According to a recent Pew poll, support for universal health care, provided and paid for by the federal government, is higher among American millennials than among older generations. Young Americans seem to believe that socialized medicine is a “cure-all” for health-care ills in the United States, as it ostensibly is elsewhere, such as Canada and Britain.
Unfortunately, there are facts that would appear to put this fantasy to rest by the facts — for instance, the tragic and untimely death of a 20-year-old British woman in her dorm room last March. Victoria Hills, a first-year student, died of an ear infection, after “postpon[ing] visiting her campus general practitioner because her student loan had not come through and she couldn’t afford the prescription.”
There seems to be a myth that all medical care, procedures and drugs are free under a socialized system. Although Britons do have affordable access to primary-care doctors, and everyone in the UK is covered through high taxes, they are subjected to extensive waiting periods for specialists, surgeries and hospitalization. The fact is that in the West, as the ability of physicians to provide services becomes stretched, many patients die waiting for treatment.
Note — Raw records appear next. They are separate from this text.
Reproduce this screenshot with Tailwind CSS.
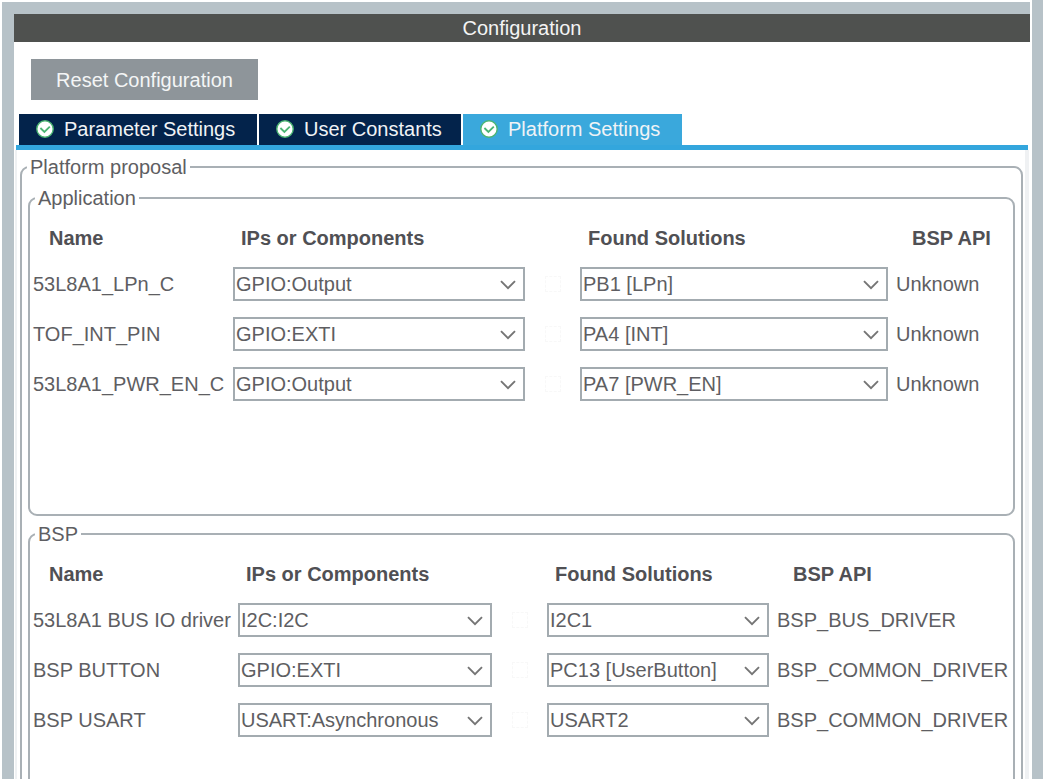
<!DOCTYPE html>
<html lang="en">
<head>
<meta charset="utf-8">
<title>Configuration</title>
<script src="https://cdn.jsdelivr.net/npm/@tailwindcss/browser@4"></script>
</head>
<body class="bg-white">
<svg class="hidden" aria-hidden="true">
  <symbol id="check" viewBox="0 0 18 18"><circle cx="9" cy="9" r="8.2" fill="#fff" stroke="#4cb573" stroke-width="1.4"/><path d="M4.4 8l4 4 5.4-5.4" fill="none" stroke="#4cb573" stroke-width="1.8"/></symbol>
  <symbol id="chevron" viewBox="0 0 16 10"><path d="M1 1.2l7 7 7-7" fill="none" stroke="#757575" stroke-width="1.9"/></symbol>
</svg>
<div class="flex h-screen flex-col overflow-hidden pt-[2px] pl-[2px] font-['Liberation_Sans',Arial,sans-serif] text-[20px] leading-[24px] text-[#5e5e62]">
  <div class="flex min-h-0 flex-1 border-l-[12px] border-[#b7c2c8]">
    <main class="flex min-w-0 flex-1 flex-col">
      <div class="border-t-[12px] border-[#b7c2c8]">
        <h1 class="h-[28px] bg-[#4f514f] pt-[2px] text-center text-[#f4f4f4]">Configuration</h1>
      </div>
      <div class="px-[17px] pt-[17px]">
        <button type="button" class="block h-[41px] w-[227px] bg-[#8e959a] text-[#f4f5f6]">Reset Configuration</button>
      </div>
      <div role="tablist" class="mx-[2px] mt-[14px] flex gap-[2px] border-b-[5px] border-[#33a6dd] pl-[3px] text-[#f0f3f6]">
        <button type="button" role="tab" class="flex h-[31px] w-[238px] items-center gap-[10px] bg-[#03234b] pb-[2px] pl-[17px]"><svg class="size-[18px] shrink-0"><use href="#check"/></svg>Parameter Settings</button>
        <button type="button" role="tab" class="flex h-[31px] w-[202px] items-center gap-[10px] bg-[#03234b] pb-[2px] pl-[17px]"><svg class="size-[18px] shrink-0"><use href="#check"/></svg>User Constants</button>
        <button type="button" role="tab" aria-selected="true" class="flex h-[31px] w-[219px] items-center gap-[10px] bg-[#3aa8dc] pb-[2px] pl-[17px]"><svg class="size-[18px] shrink-0"><use href="#check"/></svg>Platform Settings</button>
      </div>
      <div class="mr-[1px] ml-[1px] min-h-0 flex-1 border-r-[4px] border-l-[2px] border-[#eff1f3] pt-[5px] pr-[2px] pl-[3px]">
        <fieldset class="min-w-0 rounded-[9px] border-2 border-[#a9b0b5] px-[6px] pt-[7px] pb-[6px]">
          <legend class="-ml-[1px] px-[3px]">Platform proposal</legend>
          <fieldset class="min-w-0 rounded-[9px] border-2 border-[#a9b0b5] px-[3px] pt-[6px] pb-[105px]">
            <legend class="ml-[2px] px-[3px]">Application</legend>
            <table class="w-full table-fixed text-left whitespace-nowrap">
              <colgroup><col class="w-[200px]"><col class="w-[292px]"><col class="w-[55px]"><col class="w-[308px]"><col></colgroup>
              <thead>
                <tr class="h-[43px] text-[#505054]"><th class="pl-[16px]">Name</th><th class="pl-[8px]">IPs or Components</th><td></td><th class="pl-[8px]">Found Solutions</th><th class="pl-[24px]">BSP API</th></tr>
              </thead>
              <tbody>
                <tr class="h-[50px]">
                  <td>53L8A1_LPn_C</td>
                  <td><div class="relative"><select aria-label="Component for 53L8A1_LPn_C" class="block h-[34px] w-full appearance-none border-2 border-[#a3abb0] bg-white pl-[1px]"><option>GPIO:Output</option></select><svg class="pointer-events-none absolute top-[13px] right-[9px] h-[10px] w-[16px]"><use href="#chevron"/></svg></div></td>
                  <td class="pl-[20px]"><input type="checkbox" disabled aria-label="53L8A1_LPn_C status" class="block size-[16px] appearance-none border border-dashed border-[#f8f8f8]"></td>
                  <td><div class="relative"><select aria-label="Solution for 53L8A1_LPn_C" class="block h-[34px] w-full appearance-none border-2 border-[#a3abb0] bg-white pl-[1px]"><option>PB1 [LPn]</option></select><svg class="pointer-events-none absolute top-[13px] right-[9px] h-[10px] w-[16px]"><use href="#chevron"/></svg></div></td>
                  <td class="pl-[8px]">Unknown</td>
                </tr>
                <tr class="h-[50px]">
                  <td>TOF_INT_PIN</td>
                  <td><div class="relative"><select aria-label="Component for TOF_INT_PIN" class="block h-[34px] w-full appearance-none border-2 border-[#a3abb0] bg-white pl-[1px]"><option>GPIO:EXTI</option></select><svg class="pointer-events-none absolute top-[13px] right-[9px] h-[10px] w-[16px]"><use href="#chevron"/></svg></div></td>
                  <td class="pl-[20px]"><input type="checkbox" disabled aria-label="TOF_INT_PIN status" class="block size-[16px] appearance-none border border-dashed border-[#f8f8f8]"></td>
                  <td><div class="relative"><select aria-label="Solution for TOF_INT_PIN" class="block h-[34px] w-full appearance-none border-2 border-[#a3abb0] bg-white pl-[1px]"><option>PA4 [INT]</option></select><svg class="pointer-events-none absolute top-[13px] right-[9px] h-[10px] w-[16px]"><use href="#chevron"/></svg></div></td>
                  <td class="pl-[8px]">Unknown</td>
                </tr>
                <tr class="h-[50px]">
                  <td>53L8A1_PWR_EN_C</td>
                  <td><div class="relative"><select aria-label="Component for 53L8A1_PWR_EN_C" class="block h-[34px] w-full appearance-none border-2 border-[#a3abb0] bg-white pl-[1px]"><option>GPIO:Output</option></select><svg class="pointer-events-none absolute top-[13px] right-[9px] h-[10px] w-[16px]"><use href="#chevron"/></svg></div></td>
                  <td class="pl-[20px]"><input type="checkbox" disabled aria-label="53L8A1_PWR_EN_C status" class="block size-[16px] appearance-none border border-dashed border-[#f8f8f8]"></td>
                  <td><div class="relative"><select aria-label="Solution for 53L8A1_PWR_EN_C" class="block h-[34px] w-full appearance-none border-2 border-[#a3abb0] bg-white pl-[1px]"><option>PA7 [PWR_EN]</option></select><svg class="pointer-events-none absolute top-[13px] right-[9px] h-[10px] w-[16px]"><use href="#chevron"/></svg></div></td>
                  <td class="pl-[8px]">Unknown</td>
                </tr>
              </tbody>
            </table>
          </fieldset>
          <fieldset class="mt-[6px] min-w-0 rounded-[9px] border-2 border-[#a9b0b5] px-[3px] pt-[6px] pb-[105px]">
            <legend class="ml-[2px] px-[3px]">BSP</legend>
            <table class="w-full table-fixed text-left whitespace-nowrap">
              <colgroup><col class="w-[205px]"><col class="w-[254px]"><col class="w-[55px]"><col class="w-[222px]"><col></colgroup>
              <thead>
                <tr class="h-[43px] text-[#505054]"><th class="pl-[16px]">Name</th><th class="pl-[8px]">IPs or Components</th><td></td><th class="pl-[8px]">Found Solutions</th><th class="pl-[24px]">BSP API</th></tr>
              </thead>
              <tbody>
                <tr class="h-[50px]">
                  <td>53L8A1 BUS IO driver</td>
                  <td><div class="relative"><select aria-label="Component for 53L8A1 BUS IO driver" class="block h-[34px] w-full appearance-none border-2 border-[#a3abb0] bg-white pl-[1px]"><option>I2C:I2C</option></select><svg class="pointer-events-none absolute top-[13px] right-[9px] h-[10px] w-[16px]"><use href="#chevron"/></svg></div></td>
                  <td class="pl-[20px]"><input type="checkbox" disabled aria-label="53L8A1 BUS IO driver status" class="block size-[16px] appearance-none border border-dashed border-[#f8f8f8]"></td>
                  <td><div class="relative"><select aria-label="Solution for 53L8A1 BUS IO driver" class="block h-[34px] w-full appearance-none border-2 border-[#a3abb0] bg-white pl-[1px]"><option>I2C1</option></select><svg class="pointer-events-none absolute top-[13px] right-[9px] h-[10px] w-[16px]"><use href="#chevron"/></svg></div></td>
                  <td class="pl-[8px]">BSP_BUS_DRIVER</td>
                </tr>
                <tr class="h-[50px]">
                  <td>BSP BUTTON</td>
                  <td><div class="relative"><select aria-label="Component for BSP BUTTON" class="block h-[34px] w-full appearance-none border-2 border-[#a3abb0] bg-white pl-[1px]"><option>GPIO:EXTI</option></select><svg class="pointer-events-none absolute top-[13px] right-[9px] h-[10px] w-[16px]"><use href="#chevron"/></svg></div></td>
                  <td class="pl-[20px]"><input type="checkbox" disabled aria-label="BSP BUTTON status" class="block size-[16px] appearance-none border border-dashed border-[#f8f8f8]"></td>
                  <td><div class="relative"><select aria-label="Solution for BSP BUTTON" class="block h-[34px] w-full appearance-none border-2 border-[#a3abb0] bg-white pl-[1px]"><option>PC13 [UserButton]</option></select><svg class="pointer-events-none absolute top-[13px] right-[9px] h-[10px] w-[16px]"><use href="#chevron"/></svg></div></td>
                  <td class="pl-[8px]">BSP_COMMON_DRIVER</td>
                </tr>
                <tr class="h-[50px]">
                  <td>BSP USART</td>
                  <td><div class="relative"><select aria-label="Component for BSP USART" class="block h-[34px] w-full appearance-none border-2 border-[#a3abb0] bg-white pl-[1px]"><option>USART:Asynchronous</option></select><svg class="pointer-events-none absolute top-[13px] right-[9px] h-[10px] w-[16px]"><use href="#chevron"/></svg></div></td>
                  <td class="pl-[20px]"><input type="checkbox" disabled aria-label="BSP USART status" class="block size-[16px] appearance-none border border-dashed border-[#f8f8f8]"></td>
                  <td><div class="relative"><select aria-label="Solution for BSP USART" class="block h-[34px] w-full appearance-none border-2 border-[#a3abb0] bg-white pl-[1px]"><option>USART2</option></select><svg class="pointer-events-none absolute top-[13px] right-[9px] h-[10px] w-[16px]"><use href="#chevron"/></svg></div></td>
                  <td class="pl-[8px]">BSP_COMMON_DRIVER</td>
                </tr>
              </tbody>
            </table>
          </fieldset>
        </fieldset>
      </div>
    </main>
    <div class="-mt-[2px] ml-[2px] w-[11px] bg-[#b7c2c8]"></div>
  </div>
</div>
</body>
</html>
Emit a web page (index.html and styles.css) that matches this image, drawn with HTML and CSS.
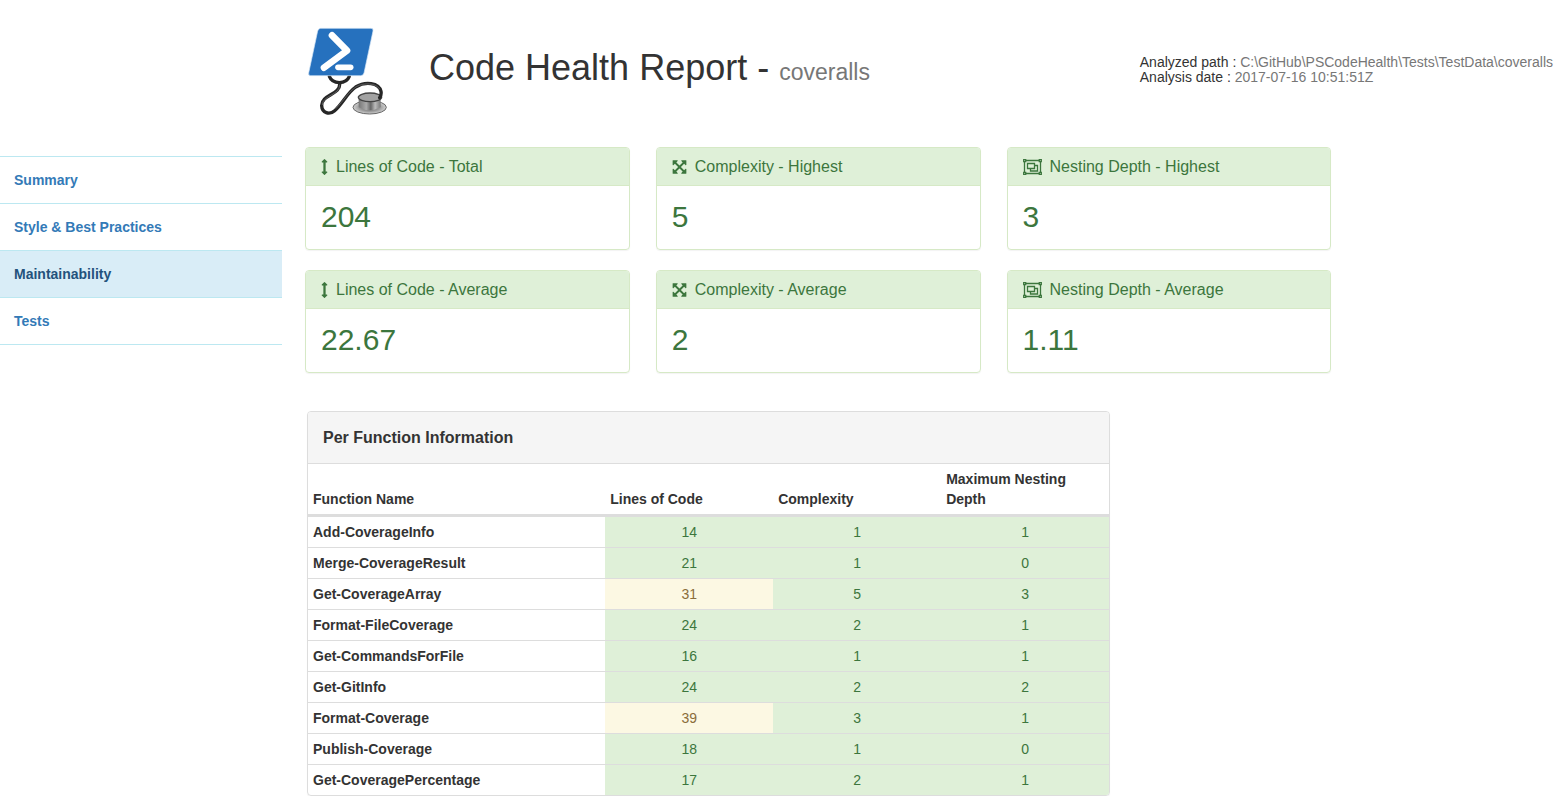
FILE: index.html
```html
<!DOCTYPE html>
<html lang="en">
<head>
<meta charset="utf-8">
<title>Code Health Report - coveralls</title>
<link rel="stylesheet" href="styles.css">
</head>
<body>
<svg class="sprite" aria-hidden="true">
  <symbol id="arrows-v" viewBox="512 0 768 1792"><path d="M1216 320q0 26-19 45t-45 19h-128v1024h128q26 0 45 19t19 45-19 45l-256 256q-19 19-45 19t-45-19l-256-256q-19-19-19-45t19-45 45-19h128v-1024h-128q-26 0-45-19t-19-45 19-45l256-256q19-19 45-19t45 19l256 256q19 19 19 45z"/></symbol>
  <symbol id="arrows-alt" viewBox="128 0 1536 1792"><path d="M1411 541l-355 355 355 355 144-144q29-31 70-14 39 17 39 59v448q0 26-19 45t-45 19h-448q-42 0-59-40-17-39 14-69l144-144-355-355-355 355 144 144q31 30 14 69-17 40-59 40h-448q-26 0-45-19t-19-45v-448q0-42 40-59 39-17 69 14l144 144 355-355-355-355-144 144q-19 19-45 19-12 0-24-5-40-17-40-59v-448q0-26 19-45t45-19h448q42 0 59 40 17 39-14 69l-144 144 355 355 355-355-144-144q-31-30-14-69 17-40 59-40h448q26 0 45 19t19 45v448q0 42-39 59-13 5-25 5-26 0-45-19z"/></symbol>
  <symbol id="object-group" viewBox="0 0 19 16"><g fill="none" stroke="currentColor" stroke-width="1.3"><path d="M3 1.500h13M3 14.500h13M1.500 3v10M17.500 3v10"/><path d="M.7.7h2v2h-2zM16.300.7h2v2h-2zM.7 13.300h2v2h-2zM16.300 13.300h2v2h-2z"/><path d="M4.500 4.500h7v5h-7zM12 6.500h2.500v5.500h-7V10"/></g></symbol>
</svg>
<header class="header">
  <svg class="logo" viewBox="39 36 237 264" role="img" aria-label="PSCodeHealth">
    <defs>
      <linearGradient id="metal" x1="0" x2="1"><stop offset="0" stop-color="#777"/><stop offset=".35" stop-color="#aaa"/><stop offset=".55" stop-color="#666"/><stop offset=".75" stop-color="#bbb"/><stop offset="1" stop-color="#777"/></linearGradient>
      <radialGradient id="disc"><stop offset="0" stop-color="#666"/><stop offset=".6" stop-color="#999"/><stop offset="1" stop-color="#d2d2d2"/></radialGradient>
    </defs>
    <ellipse cx="224" cy="277" rx="50" ry="20" fill="url(#disc)" stroke="#666" stroke-width="3"/>
    <path d="M191 248v29q32 18 66 0v-29z" fill="url(#metal)"/>
    <ellipse cx="225" cy="247" rx="35" ry="13" fill="#a2a2a2" stroke="#444" stroke-width="4"/>
    <g fill="none" stroke="#262626" stroke-width="10" stroke-linecap="round">
      <path d="M103 184Q110 202 133 203Q156 202 163 184"/>
      <path d="M134 204C138 240 79 238 80 272C81 294 103 301 119 287C143 267 155 235 182 216C210 198 252 202 258 229Q260 239 254 248"/>
    </g>
    <path d="M134 209C136 240 81 242 82 270M122 281C146 257 160 231 184 215C207 202 243 204 254 222" fill="none" stroke="#777" stroke-width="2"/>
    <path d="M77 40H228Q236 40 234 48L207 174Q205 182 197 182H47Q39 182 41 174L68 48Q70 40 77 40Z" fill="#2671be" stroke="#d5e6f6" stroke-width="2"/>
    <path d="M111 61L156 107L87 158" fill="none" stroke="#fff" stroke-width="20" stroke-linecap="round" stroke-linejoin="round"/>
    <path d="M129 157H167" stroke="#fff" stroke-width="17" stroke-linecap="round"/>
  </svg>
  <h1 class="title">Code Health Report - <small>coveralls</small></h1>
  <div class="meta">
    <div>Analyzed path : <span>C:\GitHub\PSCodeHealth\Tests\TestData\coveralls</span></div>
    <div>Analysis date : <span>2017-07-16 10:51:51Z</span></div>
  </div>
</header>
<div class="layout">
  <nav class="sidebar">
    <a href="#summary">Summary</a>
    <a href="#style">Style &amp; Best Practices</a>
    <a href="#maintainability" class="active" aria-current="page">Maintainability</a>
    <a href="#tests">Tests</a>
  </nav>
  <main class="main">
    <section class="cards">
      <article class="card"><h2><svg class="icon-v"><use href="#arrows-v"/></svg>Lines of Code - Total</h2><p>204</p></article>
      <article class="card"><h2><svg class="icon-alt"><use href="#arrows-alt"/></svg>Complexity - Highest</h2><p>5</p></article>
      <article class="card"><h2><svg class="icon-group"><use href="#object-group"/></svg>Nesting Depth - Highest</h2><p>3</p></article>
      <article class="card"><h2><svg class="icon-v"><use href="#arrows-v"/></svg>Lines of Code - Average</h2><p>22.67</p></article>
      <article class="card"><h2><svg class="icon-alt"><use href="#arrows-alt"/></svg>Complexity - Average</h2><p>2</p></article>
      <article class="card"><h2><svg class="icon-group"><use href="#object-group"/></svg>Nesting Depth - Average</h2><p>1.11</p></article>
    </section>
    <section class="panel">
      <h2 id="functions">Per Function Information</h2>
      <table aria-labelledby="functions">
        <thead><tr><th scope="col" class="name">Function Name</th><th scope="col">Lines of Code</th><th scope="col">Complexity</th><th scope="col">Maximum Nesting Depth</th></tr></thead>
        <tbody>
          <tr><th scope="row">Add-CoverageInfo</th><td>14</td><td>1</td><td>1</td></tr>
          <tr><th scope="row">Merge-CoverageResult</th><td>21</td><td>1</td><td>0</td></tr>
          <tr><th scope="row">Get-CoverageArray</th><td class="warning">31</td><td>5</td><td>3</td></tr>
          <tr><th scope="row">Format-FileCoverage</th><td>24</td><td>2</td><td>1</td></tr>
          <tr><th scope="row">Get-CommandsForFile</th><td>16</td><td>1</td><td>1</td></tr>
          <tr><th scope="row">Get-GitInfo</th><td>24</td><td>2</td><td>2</td></tr>
          <tr><th scope="row">Format-Coverage</th><td class="warning">39</td><td>3</td><td>1</td></tr>
          <tr><th scope="row">Publish-Coverage</th><td>18</td><td>1</td><td>0</td></tr>
          <tr><th scope="row">Get-CoveragePercentage</th><td>17</td><td>2</td><td>1</td></tr>
        </tbody>
      </table>
    </section>
  </main>
</div>
</body>
</html>
```
FILE: styles.css
```css
* { box-sizing: border-box; }
body {
  margin: 0;
  background: #fff;
  color: #333;
  font: 14px/20px "Liberation Sans", Arial, sans-serif;
}
h1, h2, p { margin: 0; font-weight: 400; }
.sprite { display: none; }

.header {
  display: flex;
  align-items: center;
  padding: 27px 2px 32px 308px;
}
.logo { width: 79px; height: 88px; flex: none; margin-right: 42px; }
.title { flex: 1; padding-bottom: 2px; font-size: 36px; line-height: 40px; }
.title small { font-size: 23px; color: #777; }
.meta { padding-bottom: 2px; line-height: 15px; white-space: nowrap; }
.meta span { color: #777; }

.layout { display: flex; align-items: flex-start; }
.sidebar {
  flex: none;
  width: 282px;
  margin-top: 9px;
  border-top: 1px solid #bce8f1;
}
.sidebar a {
  display: block;
  padding: 13px 14px;
  border-bottom: 1px solid #bce8f1;
  color: #337ab7;
  font-weight: 700;
  text-decoration: none;
}
.sidebar a.active { background: #d9edf7; color: #23527c; }

.main { flex: 1; padding-left: 23px; }
.cards {
  display: grid;
  grid-template-columns: repeat(3, 1fr);
  gap: 20px 26px;
  width: 82.1%;
}
.card, .panel {
  border: 1px solid #d6e9c6;
  border-radius: 4px;
  box-shadow: 0 1px 1px rgba(0, 0, 0, .05);
  overflow: hidden;
}
.card { color: #3c763d; }
.card h2 {
  display: flex;
  align-items: center;
  gap: 8px;
  padding: 10px 15px 9px;
  background: #dff0d8;
  border-bottom: 1px solid #d6e9c6;
  font-size: 16px;
  line-height: 18px;
}
.card svg { height: 16px; fill: currentColor; }
.card .icon-v { width: 7px; }
.card .icon-alt { width: 15px; }
.card .icon-group { width: 19px; }
.card p { padding: 14px 15px 16px; font-size: 30px; line-height: 33px; }

.panel {
  width: 64.25%;
  margin: 38px 0 0 2px;
  border-color: #ddd;
}
.panel h2 {
  padding: 15px;
  background: #f5f5f5;
  border-bottom: 1px solid #ddd;
  font-size: 16px;
  font-weight: 700;
  line-height: 21px;
}
table { width: 100%; table-layout: fixed; border-collapse: separate; border-spacing: 0; }
th, td { padding: 5px; text-align: left; }
thead th { border-bottom: 2px solid #ddd; vertical-align: bottom; }
thead .name { width: 37.1%; }
tbody th, td { border-top: 1px solid #ddd; }
td { background: #dff0d8; color: #3c763d; text-align: center; }
td.warning { background: #fcf8e3; color: #8a6d3b; }
```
In communist – and former communist — countries, the situation is even worse, as the 2005 award-winning dark comedy, The Death of Mr. Lazarescu, tries to illustrate. The film portrays the medical tribulations of an elderly man in Romania, transported by ambulance from hospital to hospital for an entire night, while doctors at each location refuse to treat him and send him away. By the time he is finally admitted to a fourth hospital, he needs surgery to remove a blood clot from his brain. In a particularly poignant scene, one doctor comments: “They have saved him so he can die from an incurable liver neoplasm.”